THE EXERCISE
Below are records; count the lines that contain "code" and give only the total.

THE RECORDS
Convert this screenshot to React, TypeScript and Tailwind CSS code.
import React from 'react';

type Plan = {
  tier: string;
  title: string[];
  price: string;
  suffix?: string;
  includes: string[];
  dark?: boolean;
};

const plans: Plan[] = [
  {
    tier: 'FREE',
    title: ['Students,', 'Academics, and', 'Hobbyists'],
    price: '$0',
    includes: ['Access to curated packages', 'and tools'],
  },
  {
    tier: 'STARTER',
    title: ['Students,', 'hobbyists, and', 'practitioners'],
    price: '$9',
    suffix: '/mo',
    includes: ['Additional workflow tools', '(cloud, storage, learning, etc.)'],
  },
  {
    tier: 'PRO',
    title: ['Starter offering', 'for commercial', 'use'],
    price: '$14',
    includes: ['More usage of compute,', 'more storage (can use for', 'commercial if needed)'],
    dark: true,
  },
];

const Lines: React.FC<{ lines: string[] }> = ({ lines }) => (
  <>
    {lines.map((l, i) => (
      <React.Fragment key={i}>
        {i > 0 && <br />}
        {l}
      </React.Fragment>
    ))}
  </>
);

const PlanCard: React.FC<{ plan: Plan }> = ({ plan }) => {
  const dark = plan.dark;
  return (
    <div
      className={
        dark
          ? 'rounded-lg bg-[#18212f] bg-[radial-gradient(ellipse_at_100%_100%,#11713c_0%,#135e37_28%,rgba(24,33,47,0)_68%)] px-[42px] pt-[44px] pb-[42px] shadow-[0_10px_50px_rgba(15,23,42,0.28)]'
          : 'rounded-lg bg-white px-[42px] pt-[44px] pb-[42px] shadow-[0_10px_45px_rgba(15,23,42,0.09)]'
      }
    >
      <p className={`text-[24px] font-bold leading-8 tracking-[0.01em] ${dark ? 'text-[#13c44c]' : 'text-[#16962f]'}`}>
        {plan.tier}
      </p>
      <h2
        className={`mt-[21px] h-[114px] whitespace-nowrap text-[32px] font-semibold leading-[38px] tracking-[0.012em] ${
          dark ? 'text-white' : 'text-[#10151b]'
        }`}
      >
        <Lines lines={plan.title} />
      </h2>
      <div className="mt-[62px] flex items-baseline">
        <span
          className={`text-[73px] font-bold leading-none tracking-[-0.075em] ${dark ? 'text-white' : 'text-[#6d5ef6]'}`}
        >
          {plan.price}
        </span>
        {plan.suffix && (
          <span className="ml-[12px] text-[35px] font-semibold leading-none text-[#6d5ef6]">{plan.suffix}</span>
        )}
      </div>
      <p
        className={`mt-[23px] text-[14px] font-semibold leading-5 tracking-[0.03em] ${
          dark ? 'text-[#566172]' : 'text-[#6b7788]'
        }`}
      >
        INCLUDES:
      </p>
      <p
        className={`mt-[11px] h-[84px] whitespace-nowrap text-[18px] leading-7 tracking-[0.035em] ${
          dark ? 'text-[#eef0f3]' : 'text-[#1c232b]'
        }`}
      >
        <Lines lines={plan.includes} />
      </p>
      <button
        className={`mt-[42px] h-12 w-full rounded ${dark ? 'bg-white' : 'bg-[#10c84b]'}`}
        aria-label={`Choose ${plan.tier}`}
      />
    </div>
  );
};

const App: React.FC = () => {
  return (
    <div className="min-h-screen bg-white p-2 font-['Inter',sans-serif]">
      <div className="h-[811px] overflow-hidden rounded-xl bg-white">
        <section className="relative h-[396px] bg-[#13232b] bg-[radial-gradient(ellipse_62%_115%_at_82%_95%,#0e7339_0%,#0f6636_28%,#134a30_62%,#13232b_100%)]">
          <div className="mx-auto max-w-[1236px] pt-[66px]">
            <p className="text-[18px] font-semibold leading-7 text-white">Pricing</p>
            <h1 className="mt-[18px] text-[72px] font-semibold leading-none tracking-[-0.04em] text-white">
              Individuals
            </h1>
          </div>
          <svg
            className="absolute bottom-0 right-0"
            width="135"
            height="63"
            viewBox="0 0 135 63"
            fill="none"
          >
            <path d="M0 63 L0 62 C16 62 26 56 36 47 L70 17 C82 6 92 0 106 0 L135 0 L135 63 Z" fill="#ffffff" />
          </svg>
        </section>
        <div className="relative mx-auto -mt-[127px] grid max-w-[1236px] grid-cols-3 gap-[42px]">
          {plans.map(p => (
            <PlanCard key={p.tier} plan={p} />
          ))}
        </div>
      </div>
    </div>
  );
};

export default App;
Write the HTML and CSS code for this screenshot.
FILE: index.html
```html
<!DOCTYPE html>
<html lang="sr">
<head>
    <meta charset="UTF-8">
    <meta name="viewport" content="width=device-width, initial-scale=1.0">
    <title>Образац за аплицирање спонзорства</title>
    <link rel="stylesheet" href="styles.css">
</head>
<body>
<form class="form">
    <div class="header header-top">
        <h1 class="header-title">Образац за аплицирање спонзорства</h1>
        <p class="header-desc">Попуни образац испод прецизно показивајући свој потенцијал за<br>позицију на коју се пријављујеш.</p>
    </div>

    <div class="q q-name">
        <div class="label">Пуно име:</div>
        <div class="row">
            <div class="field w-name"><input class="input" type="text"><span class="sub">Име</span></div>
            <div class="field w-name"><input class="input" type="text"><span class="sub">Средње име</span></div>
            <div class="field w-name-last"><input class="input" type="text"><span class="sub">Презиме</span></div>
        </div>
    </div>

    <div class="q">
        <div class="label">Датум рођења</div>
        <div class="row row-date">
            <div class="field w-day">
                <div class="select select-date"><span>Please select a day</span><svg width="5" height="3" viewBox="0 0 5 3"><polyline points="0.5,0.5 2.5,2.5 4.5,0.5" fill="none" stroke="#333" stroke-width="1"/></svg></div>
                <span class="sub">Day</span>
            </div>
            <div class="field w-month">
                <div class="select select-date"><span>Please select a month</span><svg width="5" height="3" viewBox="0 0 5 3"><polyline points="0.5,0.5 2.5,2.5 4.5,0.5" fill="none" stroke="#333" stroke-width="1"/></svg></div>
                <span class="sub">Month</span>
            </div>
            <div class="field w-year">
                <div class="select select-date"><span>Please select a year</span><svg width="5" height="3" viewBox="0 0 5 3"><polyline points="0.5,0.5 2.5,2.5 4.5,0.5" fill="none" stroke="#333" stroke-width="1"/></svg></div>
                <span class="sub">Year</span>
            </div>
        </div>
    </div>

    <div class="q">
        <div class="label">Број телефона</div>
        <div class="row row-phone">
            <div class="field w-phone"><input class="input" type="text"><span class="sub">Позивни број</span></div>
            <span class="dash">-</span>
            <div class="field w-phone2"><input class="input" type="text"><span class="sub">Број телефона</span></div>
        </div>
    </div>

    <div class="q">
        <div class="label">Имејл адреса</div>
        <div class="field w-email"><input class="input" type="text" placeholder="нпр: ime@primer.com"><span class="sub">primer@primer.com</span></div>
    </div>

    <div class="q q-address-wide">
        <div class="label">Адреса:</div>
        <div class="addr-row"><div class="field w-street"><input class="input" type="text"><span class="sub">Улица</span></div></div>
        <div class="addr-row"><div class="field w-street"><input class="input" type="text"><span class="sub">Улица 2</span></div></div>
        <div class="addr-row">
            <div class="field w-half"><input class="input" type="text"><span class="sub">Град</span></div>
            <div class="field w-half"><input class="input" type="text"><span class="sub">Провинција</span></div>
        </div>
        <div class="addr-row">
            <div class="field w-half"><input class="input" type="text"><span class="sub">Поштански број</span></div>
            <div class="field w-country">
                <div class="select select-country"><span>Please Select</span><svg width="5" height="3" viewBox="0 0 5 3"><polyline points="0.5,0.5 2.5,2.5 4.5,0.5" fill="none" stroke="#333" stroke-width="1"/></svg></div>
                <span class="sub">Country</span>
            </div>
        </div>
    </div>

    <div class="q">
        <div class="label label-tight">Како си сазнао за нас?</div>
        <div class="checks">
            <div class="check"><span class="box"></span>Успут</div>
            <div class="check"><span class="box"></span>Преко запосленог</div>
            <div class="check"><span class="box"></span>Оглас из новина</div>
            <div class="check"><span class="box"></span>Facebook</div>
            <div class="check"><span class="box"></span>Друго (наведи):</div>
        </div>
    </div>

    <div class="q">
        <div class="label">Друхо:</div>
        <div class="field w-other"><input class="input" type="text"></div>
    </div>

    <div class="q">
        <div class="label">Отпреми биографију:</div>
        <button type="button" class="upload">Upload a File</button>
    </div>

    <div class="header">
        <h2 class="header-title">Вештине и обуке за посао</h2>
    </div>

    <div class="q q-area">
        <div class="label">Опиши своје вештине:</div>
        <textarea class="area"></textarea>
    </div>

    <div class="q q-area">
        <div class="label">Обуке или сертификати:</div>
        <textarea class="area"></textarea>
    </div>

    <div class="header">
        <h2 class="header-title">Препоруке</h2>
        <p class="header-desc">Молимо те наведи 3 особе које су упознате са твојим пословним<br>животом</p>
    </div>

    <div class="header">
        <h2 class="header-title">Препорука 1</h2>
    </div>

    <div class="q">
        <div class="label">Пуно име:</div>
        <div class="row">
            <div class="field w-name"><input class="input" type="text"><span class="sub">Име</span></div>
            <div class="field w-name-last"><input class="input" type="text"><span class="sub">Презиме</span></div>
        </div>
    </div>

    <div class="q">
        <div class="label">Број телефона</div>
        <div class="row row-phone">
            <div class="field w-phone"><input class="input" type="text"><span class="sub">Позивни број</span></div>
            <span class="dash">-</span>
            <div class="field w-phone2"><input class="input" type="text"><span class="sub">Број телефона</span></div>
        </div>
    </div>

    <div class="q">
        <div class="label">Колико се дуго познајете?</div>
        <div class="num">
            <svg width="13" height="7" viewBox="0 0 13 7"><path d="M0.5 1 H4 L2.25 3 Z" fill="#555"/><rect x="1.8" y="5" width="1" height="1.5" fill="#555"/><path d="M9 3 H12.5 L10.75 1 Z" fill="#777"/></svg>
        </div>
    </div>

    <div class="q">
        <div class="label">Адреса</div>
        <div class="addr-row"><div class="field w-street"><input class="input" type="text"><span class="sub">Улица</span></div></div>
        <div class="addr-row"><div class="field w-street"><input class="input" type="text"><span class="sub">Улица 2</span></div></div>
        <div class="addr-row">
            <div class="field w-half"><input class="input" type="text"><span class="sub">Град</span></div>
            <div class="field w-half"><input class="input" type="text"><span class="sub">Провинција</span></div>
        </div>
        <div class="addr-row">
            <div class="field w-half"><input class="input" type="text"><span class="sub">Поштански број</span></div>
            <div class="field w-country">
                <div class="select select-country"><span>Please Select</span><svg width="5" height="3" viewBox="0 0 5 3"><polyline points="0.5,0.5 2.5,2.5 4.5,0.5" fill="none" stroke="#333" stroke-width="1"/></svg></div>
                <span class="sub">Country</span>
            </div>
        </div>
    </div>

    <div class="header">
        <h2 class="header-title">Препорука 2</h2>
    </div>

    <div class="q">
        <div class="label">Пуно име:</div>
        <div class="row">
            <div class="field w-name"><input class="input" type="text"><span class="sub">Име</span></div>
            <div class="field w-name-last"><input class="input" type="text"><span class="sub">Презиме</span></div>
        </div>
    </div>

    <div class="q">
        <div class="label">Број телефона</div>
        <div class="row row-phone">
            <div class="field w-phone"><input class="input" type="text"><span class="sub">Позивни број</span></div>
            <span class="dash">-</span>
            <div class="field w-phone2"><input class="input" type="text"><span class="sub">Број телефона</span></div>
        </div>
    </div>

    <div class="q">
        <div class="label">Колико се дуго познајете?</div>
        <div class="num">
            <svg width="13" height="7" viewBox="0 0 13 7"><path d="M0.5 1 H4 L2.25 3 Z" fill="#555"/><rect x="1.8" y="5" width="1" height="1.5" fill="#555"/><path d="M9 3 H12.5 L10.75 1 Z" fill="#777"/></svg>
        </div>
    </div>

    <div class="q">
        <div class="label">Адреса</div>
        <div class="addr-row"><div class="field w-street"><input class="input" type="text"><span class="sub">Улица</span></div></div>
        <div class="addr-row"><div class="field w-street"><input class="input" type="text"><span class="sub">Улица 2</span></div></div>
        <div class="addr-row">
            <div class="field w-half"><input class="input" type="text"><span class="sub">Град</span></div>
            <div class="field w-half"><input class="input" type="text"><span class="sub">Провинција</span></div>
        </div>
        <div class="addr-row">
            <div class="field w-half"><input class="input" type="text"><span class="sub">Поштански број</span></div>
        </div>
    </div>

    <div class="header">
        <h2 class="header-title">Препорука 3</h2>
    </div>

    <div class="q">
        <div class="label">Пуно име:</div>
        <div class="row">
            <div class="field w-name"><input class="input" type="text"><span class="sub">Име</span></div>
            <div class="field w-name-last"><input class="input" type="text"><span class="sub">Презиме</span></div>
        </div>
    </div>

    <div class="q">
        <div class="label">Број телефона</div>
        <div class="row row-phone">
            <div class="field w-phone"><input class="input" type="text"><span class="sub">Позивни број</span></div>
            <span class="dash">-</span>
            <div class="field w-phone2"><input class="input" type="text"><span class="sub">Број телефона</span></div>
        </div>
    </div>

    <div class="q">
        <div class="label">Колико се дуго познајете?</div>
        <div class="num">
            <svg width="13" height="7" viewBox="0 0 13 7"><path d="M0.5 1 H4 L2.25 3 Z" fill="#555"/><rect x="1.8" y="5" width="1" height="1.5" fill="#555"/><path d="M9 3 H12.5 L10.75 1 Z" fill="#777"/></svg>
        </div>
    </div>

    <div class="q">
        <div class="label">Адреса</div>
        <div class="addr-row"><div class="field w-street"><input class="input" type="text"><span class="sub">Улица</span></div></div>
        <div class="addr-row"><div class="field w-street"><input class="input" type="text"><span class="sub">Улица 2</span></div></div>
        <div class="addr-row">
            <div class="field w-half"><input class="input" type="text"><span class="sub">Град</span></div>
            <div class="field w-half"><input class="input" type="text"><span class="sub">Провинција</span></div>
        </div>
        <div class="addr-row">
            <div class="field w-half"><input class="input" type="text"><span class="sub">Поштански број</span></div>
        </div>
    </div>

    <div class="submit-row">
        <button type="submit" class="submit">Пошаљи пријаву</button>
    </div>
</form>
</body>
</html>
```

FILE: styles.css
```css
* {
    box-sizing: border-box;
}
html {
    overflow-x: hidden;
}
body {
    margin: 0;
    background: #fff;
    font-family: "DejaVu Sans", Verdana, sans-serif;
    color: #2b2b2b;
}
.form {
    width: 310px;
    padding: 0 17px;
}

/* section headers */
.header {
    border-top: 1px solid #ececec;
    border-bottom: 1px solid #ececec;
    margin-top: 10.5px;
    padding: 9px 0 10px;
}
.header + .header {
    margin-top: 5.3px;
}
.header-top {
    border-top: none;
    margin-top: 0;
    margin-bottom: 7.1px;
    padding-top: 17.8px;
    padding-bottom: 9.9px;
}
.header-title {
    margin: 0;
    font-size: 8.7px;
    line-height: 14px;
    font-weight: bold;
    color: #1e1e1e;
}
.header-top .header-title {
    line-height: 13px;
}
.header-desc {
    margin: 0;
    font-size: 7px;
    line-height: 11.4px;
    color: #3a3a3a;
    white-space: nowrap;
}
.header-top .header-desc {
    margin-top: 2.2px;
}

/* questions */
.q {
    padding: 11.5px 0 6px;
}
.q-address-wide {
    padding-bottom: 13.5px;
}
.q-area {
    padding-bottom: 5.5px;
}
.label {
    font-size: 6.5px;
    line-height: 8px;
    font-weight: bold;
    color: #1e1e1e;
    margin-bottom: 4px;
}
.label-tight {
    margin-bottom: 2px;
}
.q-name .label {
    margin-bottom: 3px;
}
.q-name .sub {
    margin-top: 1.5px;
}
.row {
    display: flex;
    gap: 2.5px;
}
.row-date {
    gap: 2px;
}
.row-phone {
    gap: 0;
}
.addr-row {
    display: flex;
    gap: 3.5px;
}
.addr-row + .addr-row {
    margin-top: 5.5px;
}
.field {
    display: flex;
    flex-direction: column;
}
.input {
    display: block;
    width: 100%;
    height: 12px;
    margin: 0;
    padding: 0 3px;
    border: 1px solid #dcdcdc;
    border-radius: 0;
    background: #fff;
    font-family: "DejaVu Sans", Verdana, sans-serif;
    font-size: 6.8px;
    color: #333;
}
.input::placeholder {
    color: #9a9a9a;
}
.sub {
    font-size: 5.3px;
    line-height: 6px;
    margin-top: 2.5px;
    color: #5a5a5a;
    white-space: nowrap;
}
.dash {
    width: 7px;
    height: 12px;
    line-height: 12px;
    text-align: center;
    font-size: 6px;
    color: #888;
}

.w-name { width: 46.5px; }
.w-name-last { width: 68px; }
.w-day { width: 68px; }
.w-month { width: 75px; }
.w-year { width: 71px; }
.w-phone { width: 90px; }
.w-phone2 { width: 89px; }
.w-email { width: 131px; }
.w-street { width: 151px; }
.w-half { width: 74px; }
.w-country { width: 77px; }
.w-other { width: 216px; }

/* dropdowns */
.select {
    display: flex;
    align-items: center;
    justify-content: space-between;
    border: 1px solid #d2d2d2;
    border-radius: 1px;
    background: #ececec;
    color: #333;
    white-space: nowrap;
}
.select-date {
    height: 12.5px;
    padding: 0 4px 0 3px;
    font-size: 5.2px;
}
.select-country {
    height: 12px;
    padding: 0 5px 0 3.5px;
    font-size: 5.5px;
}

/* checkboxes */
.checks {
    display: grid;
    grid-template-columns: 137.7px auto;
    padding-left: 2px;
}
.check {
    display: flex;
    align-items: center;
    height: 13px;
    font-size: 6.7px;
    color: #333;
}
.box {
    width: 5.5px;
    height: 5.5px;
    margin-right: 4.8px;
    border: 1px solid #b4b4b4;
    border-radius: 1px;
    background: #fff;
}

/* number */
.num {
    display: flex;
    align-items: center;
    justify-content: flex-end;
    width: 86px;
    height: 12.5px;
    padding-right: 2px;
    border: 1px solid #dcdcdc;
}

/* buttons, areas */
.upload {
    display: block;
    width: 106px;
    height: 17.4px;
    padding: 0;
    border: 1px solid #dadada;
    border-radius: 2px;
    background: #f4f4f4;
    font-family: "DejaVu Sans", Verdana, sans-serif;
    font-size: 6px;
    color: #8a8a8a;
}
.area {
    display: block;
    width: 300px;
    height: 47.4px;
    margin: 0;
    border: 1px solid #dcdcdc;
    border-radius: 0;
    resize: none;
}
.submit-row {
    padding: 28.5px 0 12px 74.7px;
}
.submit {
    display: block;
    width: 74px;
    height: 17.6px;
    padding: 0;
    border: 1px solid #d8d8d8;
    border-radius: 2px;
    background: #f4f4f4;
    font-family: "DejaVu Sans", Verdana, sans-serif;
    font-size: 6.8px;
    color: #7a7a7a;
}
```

RESULT FOR THIS EXERCISE
2